Is a balance-transfer card always worth it?
In the right situation, a balance transfer card can be just what the doctor ordered. A balance-transfer card helps you put more toward your debt than toward interest charges. The amount that you save on interest helps these cards carry their weight in gold.
But not every situation calls for a balance transfer.
For one, if you’re nearly debt-free, you may not need a balance-transfer card. Often, you’d pay more in balance-transfer fees than you’ll pay in interest charges. Of course, do the math to see which option is the least expensive for you.

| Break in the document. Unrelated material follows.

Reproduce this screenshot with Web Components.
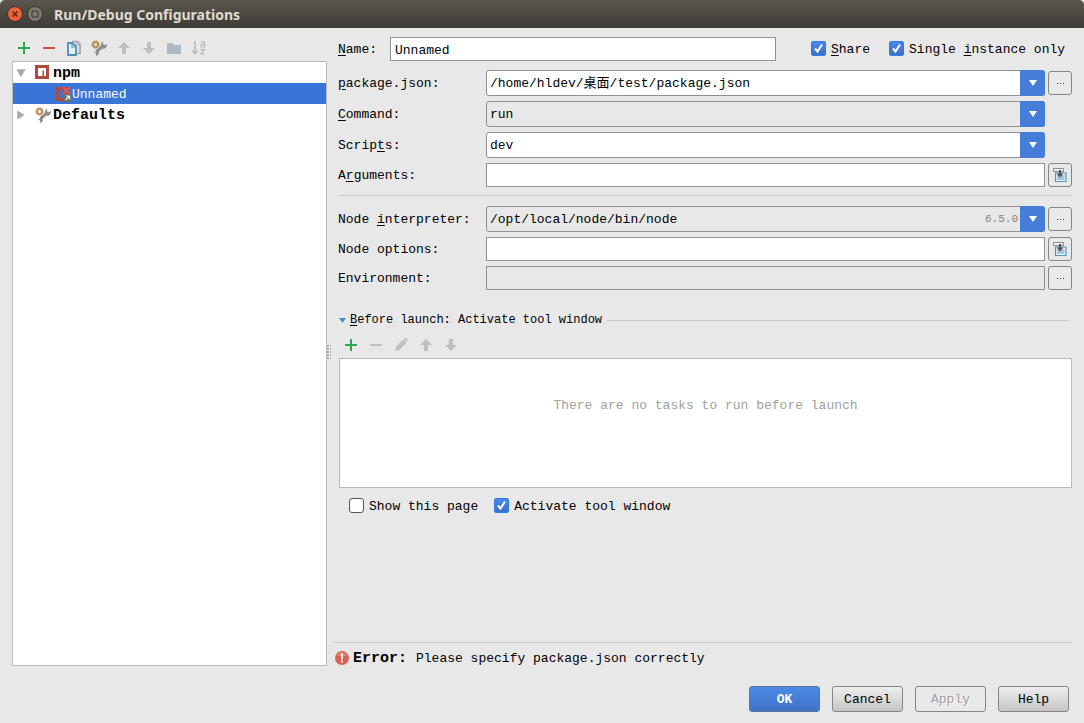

But, more likely than not, if you’ll be debt-free in a few months or less, you’re probably better off chipping away at your debt and skipping the balance transfer.
Secondly, a balance transfer isn’t helpful if you don’t pay a majority of your credit card debt before the promotional period ends. You may avoid paying interest for a short period of time, sure. But once the promo ends, you’ll be back in the same place as before.
And of course, if debt issues have already affected your credit score, you may not qualify for a good balance transfer card. In these cases, you may need to work on improving your credit score to get the opportunity to use a balance transfer card.
Should you take out a balance-transfer card?
Do you have mounds of credit card debt? Are high APRs forcing you to dish out hundreds of dollars in interest? Are you sick of looking at your credit card statements and wondering when you’ll be free from the mountain of debt? If so, a balance-transfer card may be right for you.
Before you take out a balance-transfer credit card, make sure you create a repayment plan. To take full advantage of the promotional APR period, you’ll want to pay all (or most) of your credit card balance before it ends. That means you should calculate how much you can reasonably pay per month. Then match that with the promotional APR periods you see advertised to see if you can make it happen.
To get started, you can compare Canada’s best balance-transfer cards to see which one is right for you. As long as you make a diligent effort to pay off your balance within the promotional APR period, you’ll finally rid yourself of credit card debt.